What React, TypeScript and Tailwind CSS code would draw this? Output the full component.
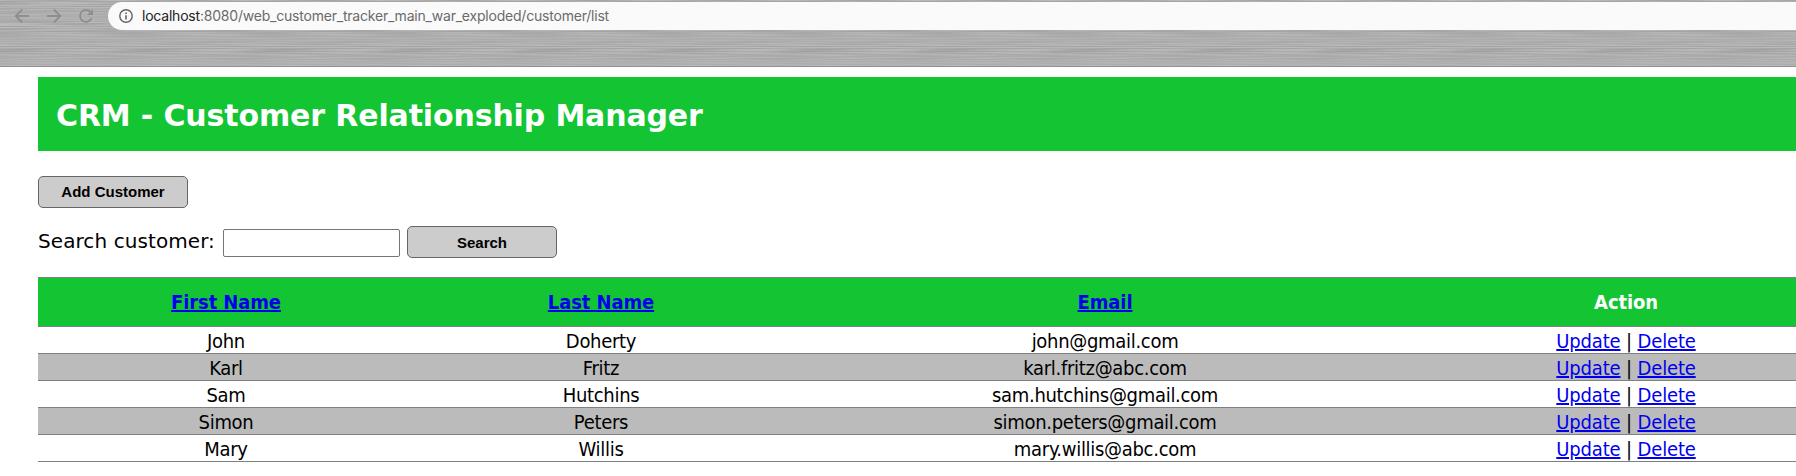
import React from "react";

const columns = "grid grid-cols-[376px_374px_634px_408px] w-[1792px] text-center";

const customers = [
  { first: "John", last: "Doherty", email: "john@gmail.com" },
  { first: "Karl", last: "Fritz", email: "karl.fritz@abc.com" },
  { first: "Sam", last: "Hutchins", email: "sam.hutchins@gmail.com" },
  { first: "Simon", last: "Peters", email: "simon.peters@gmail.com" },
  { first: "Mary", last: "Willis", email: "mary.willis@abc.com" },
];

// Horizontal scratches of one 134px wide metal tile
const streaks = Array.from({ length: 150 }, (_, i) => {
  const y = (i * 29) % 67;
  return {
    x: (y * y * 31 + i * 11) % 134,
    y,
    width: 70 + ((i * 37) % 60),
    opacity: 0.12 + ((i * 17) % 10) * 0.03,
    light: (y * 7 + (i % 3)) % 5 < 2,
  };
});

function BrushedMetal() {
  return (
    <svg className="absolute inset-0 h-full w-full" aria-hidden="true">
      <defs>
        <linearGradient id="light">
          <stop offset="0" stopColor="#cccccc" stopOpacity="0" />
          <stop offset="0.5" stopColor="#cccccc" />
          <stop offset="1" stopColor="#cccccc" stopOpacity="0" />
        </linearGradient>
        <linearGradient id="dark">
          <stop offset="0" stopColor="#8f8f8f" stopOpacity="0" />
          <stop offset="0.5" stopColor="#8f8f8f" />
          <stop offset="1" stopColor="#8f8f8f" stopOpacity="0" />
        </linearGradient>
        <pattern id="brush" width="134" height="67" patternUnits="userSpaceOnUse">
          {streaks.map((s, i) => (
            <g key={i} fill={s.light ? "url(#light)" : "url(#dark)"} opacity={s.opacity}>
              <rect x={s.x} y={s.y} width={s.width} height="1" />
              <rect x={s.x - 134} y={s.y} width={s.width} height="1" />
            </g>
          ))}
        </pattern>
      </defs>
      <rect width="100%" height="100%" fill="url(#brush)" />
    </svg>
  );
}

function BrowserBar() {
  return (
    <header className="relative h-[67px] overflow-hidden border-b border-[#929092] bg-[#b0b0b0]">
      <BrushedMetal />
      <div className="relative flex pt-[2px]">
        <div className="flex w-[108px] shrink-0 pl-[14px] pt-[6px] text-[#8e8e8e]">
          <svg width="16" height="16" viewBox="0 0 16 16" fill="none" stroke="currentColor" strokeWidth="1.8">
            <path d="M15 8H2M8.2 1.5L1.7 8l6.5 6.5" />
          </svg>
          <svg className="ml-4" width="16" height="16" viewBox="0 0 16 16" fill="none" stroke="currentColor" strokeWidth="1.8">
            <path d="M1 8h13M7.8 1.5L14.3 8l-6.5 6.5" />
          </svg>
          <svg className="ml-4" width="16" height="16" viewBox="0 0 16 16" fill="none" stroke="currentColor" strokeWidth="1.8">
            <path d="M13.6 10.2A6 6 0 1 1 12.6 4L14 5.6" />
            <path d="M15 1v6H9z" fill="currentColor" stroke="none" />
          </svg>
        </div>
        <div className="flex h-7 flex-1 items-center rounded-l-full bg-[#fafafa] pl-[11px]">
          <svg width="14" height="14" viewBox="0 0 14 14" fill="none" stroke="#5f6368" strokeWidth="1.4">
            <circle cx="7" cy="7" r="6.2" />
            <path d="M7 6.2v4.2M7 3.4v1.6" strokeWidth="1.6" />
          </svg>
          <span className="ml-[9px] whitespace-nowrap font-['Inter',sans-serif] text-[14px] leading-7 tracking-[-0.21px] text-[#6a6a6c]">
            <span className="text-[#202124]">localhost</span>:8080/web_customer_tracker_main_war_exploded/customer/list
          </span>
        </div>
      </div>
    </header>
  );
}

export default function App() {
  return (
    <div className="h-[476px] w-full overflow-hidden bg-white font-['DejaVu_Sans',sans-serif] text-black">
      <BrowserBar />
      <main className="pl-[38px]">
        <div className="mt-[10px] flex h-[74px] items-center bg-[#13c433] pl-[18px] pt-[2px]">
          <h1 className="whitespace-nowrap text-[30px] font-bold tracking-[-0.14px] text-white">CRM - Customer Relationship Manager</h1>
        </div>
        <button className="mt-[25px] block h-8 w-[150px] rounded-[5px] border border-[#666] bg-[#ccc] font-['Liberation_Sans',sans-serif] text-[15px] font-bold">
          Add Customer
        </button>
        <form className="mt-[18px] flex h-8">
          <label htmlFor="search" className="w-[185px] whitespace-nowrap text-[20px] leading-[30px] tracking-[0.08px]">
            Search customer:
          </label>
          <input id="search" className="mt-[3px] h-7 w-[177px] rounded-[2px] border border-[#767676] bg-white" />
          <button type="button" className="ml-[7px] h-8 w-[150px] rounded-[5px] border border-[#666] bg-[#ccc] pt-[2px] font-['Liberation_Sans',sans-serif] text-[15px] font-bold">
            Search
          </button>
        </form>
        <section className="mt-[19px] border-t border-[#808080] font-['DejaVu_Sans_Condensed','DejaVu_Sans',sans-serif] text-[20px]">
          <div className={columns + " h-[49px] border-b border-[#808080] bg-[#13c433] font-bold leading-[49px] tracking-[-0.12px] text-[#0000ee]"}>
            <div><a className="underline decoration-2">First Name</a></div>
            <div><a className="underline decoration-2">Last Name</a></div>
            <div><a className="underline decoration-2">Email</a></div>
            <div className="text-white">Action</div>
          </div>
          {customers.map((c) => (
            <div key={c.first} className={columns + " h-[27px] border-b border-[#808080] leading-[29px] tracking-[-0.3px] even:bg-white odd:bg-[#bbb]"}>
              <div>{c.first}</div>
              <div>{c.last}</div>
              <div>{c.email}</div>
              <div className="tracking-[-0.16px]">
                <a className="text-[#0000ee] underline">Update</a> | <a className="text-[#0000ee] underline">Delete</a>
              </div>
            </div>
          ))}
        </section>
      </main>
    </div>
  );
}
========
What the task asks => Take every line above carrying "React" and return it.

Task answer =>
What React, TypeScript and Tailwind CSS code would draw this? Output the full component.
import React from "react";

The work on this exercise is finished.